Minister of Agriculture and Rural Development
- Incumbent
- Assumed office 11 September 2013
- President: Juan Manuel Santos
- Preceded by: Francisco Estupiñan

Personal details
- Born: Buga, Cauca Valley, Colombia
- Party: Conservative
- Spouse: María Fernanda Campo (divorced)
- Children: Santiago Lizarralde Campo
- Alma mater: Pontifical Xavierian University (LLB, 1977) University of Miami School of Business (MSPM, 1999)
- Profession: Lawyer

= Rubén Darío Lizarralde Montoya =

Colombian politician

Rubén Darío Lizarralde Montoya is the 12th Minister of Agriculture and Rural Development of Colombia, serving in the administration of President Juan Manuel Santos.
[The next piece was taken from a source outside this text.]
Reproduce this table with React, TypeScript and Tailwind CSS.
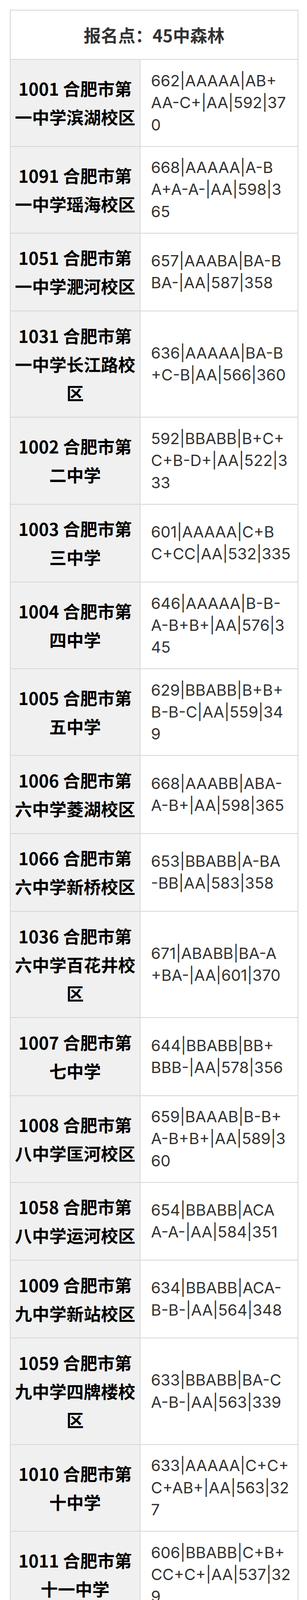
const rows: [string[], string[]][] = [
  [["1001 合肥市第", "一中学滨湖校区"], ["662|AAAAA|AB+", "AA-C+|AA|592|37", "0"]],
  [["1091 合肥市第", "一中学瑶海校区"], ["668|AAAAA|A-B", "A+A-A-|AA|598|3", "65"]],
  [["1051 合肥市第", "一中学淝河校区"], ["657|AAABA|BA-B", "BA-|AA|587|358"]],
  [["1031 合肥市第", "一中学长江路校", "区"], ["636|AAAAA|BA-B", "+C-B|AA|566|360"]],
  [["1002 合肥市第", "二中学"], ["592|BBABB|B+C+", "C+B-D+|AA|522|3", "33"]],
  [["1003 合肥市第", "三中学"], ["601|AAAAA|C+B", "C+CC|AA|532|335"]],
  [["1004 合肥市第", "四中学"], ["646|AAAAA|B-B-", "A-B+B+|AA|576|3", "45"]],
  [["1005 合肥市第", "五中学"], ["629|BBABB|B+B+", "B-B-C|AA|559|34", "9"]],
  [["1006 合肥市第", "六中学菱湖校区"], ["668|AAABB|ABA-", "A-B+|AA|598|365"]],
  [["1066 合肥市第", "六中学新桥校区"], ["653|BBABB|A-BA", "-BB|AA|583|358"]],
  [["1036 合肥市第", "六中学百花井校", "区"], ["671|ABABB|BA-A", "+BA-|AA|601|370"]],
  [["1007 合肥市第", "七中学"], ["644|BBABB|BB+", "BBB-|AA|578|356"]],
  [["1008 合肥市第", "八中学匡河校区"], ["659|BAAAB|B-B+", "A-B+B+|AA|589|3", "60"]],
  [["1058 合肥市第", "八中学运河校区"], ["654|BBABB|ACA", "A-A-|AA|584|351"]],
  [["1009 合肥市第", "九中学新站校区"], ["634|BBABB|ACA-", "B-B-|AA|564|348"]],
  [["1059 合肥市第", "九中学四牌楼校", "区"], ["633|BBABB|BA-C", "A-B-|AA|563|339"]],
  [["1010 合肥市第", "十中学"], ["633|AAAAA|C+C+", "C+AB+|AA|563|32", "7"]],
  [["1011 合肥市第", "十一中学"], ["606|BBABB|C+B+", "CC+C+|AA|537|32", "9"]],
  [["1032 合肥市第", "三十二中学"], ["614|AAAAA|CB+", "CA-C+|AA|544|31", "9"]],
  [["1040 合肥工业", "大学附属中学"], ["617|BBABB|BC+", "B-C+B-|AA|547|3", "34"]],
];

function Lines({ lines }: { lines: string[] }) {
  return (
    <>
      {lines.map((line, i) => (
        <span key={i} className="block whitespace-nowrap">
          {line}
        </span>
      ))}
    </>
  );
}

export default function App() {
  return (
    <div className="h-[4618px] overflow-hidden bg-white pt-[25px] pl-[25px]">
      <table className="w-[738px] table-fixed border-collapse">
        <colgroup>
          <col className="w-[332px]" />
          <col />
        </colgroup>
        <thead>
          <tr>
            <th
              colSpan={2}
              className="border-2 border-[#d6d6d6] py-[25.67px] text-center font-['Noto_Sans_CJK_SC',sans-serif] text-[44px] leading-[73px] font-bold text-[#333]"
            >
              报名点：45中森林
            </th>
          </tr>
        </thead>
        <tbody>
          {rows.map(([label, value]) => (
            <tr key={label[0]}>
              <td className="border-2 border-[#d6d6d6] bg-[#f0f0f0] py-[25.67px] text-center align-middle font-['Noto_Sans_CJK_SC',sans-serif] text-[44px] leading-[73px] font-bold text-black">
                <Lines lines={label} />
              </td>
              <td className="border-2 border-[#d6d6d6] bg-white py-[25.67px] pl-[27px] text-left align-middle font-['Inter','Noto_Sans_CJK_SC',sans-serif] text-[40px] leading-[56.3px] text-[#333]">
                <Lines lines={value} />
              </td>
            </tr>
          ))}
          {/* next row continues below the fold */}
          <tr>
            <td className="h-[199px] border-2 border-[#d6d6d6] bg-[#f0f0f0]" />
            <td className="h-[199px] border-2 border-[#d6d6d6] bg-white" />
          </tr>
        </tbody>
      </table>
    </div>
  );
}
Prior to his appointment, Lizarralde, a lawyer from the Pontifical Xavierian University with a Master of Science in Project Management from the University of Miami Business School, was General Manager of Indupalma, a Colombian palm oil-producing company, and member of the Board of Directors of the Colombian Corporation for Agricultural Research (Corpoica).

==Minister of Agriculture==
On 5 September 2013, as part of a planned cabinet reshuffle, President Santos announced the appointment of Lizarralde as the new Minister of Agriculture and Rural Development. Lizarralde was sworn in on 11 September succeeding Francisco Estupiñán Heredia in the post.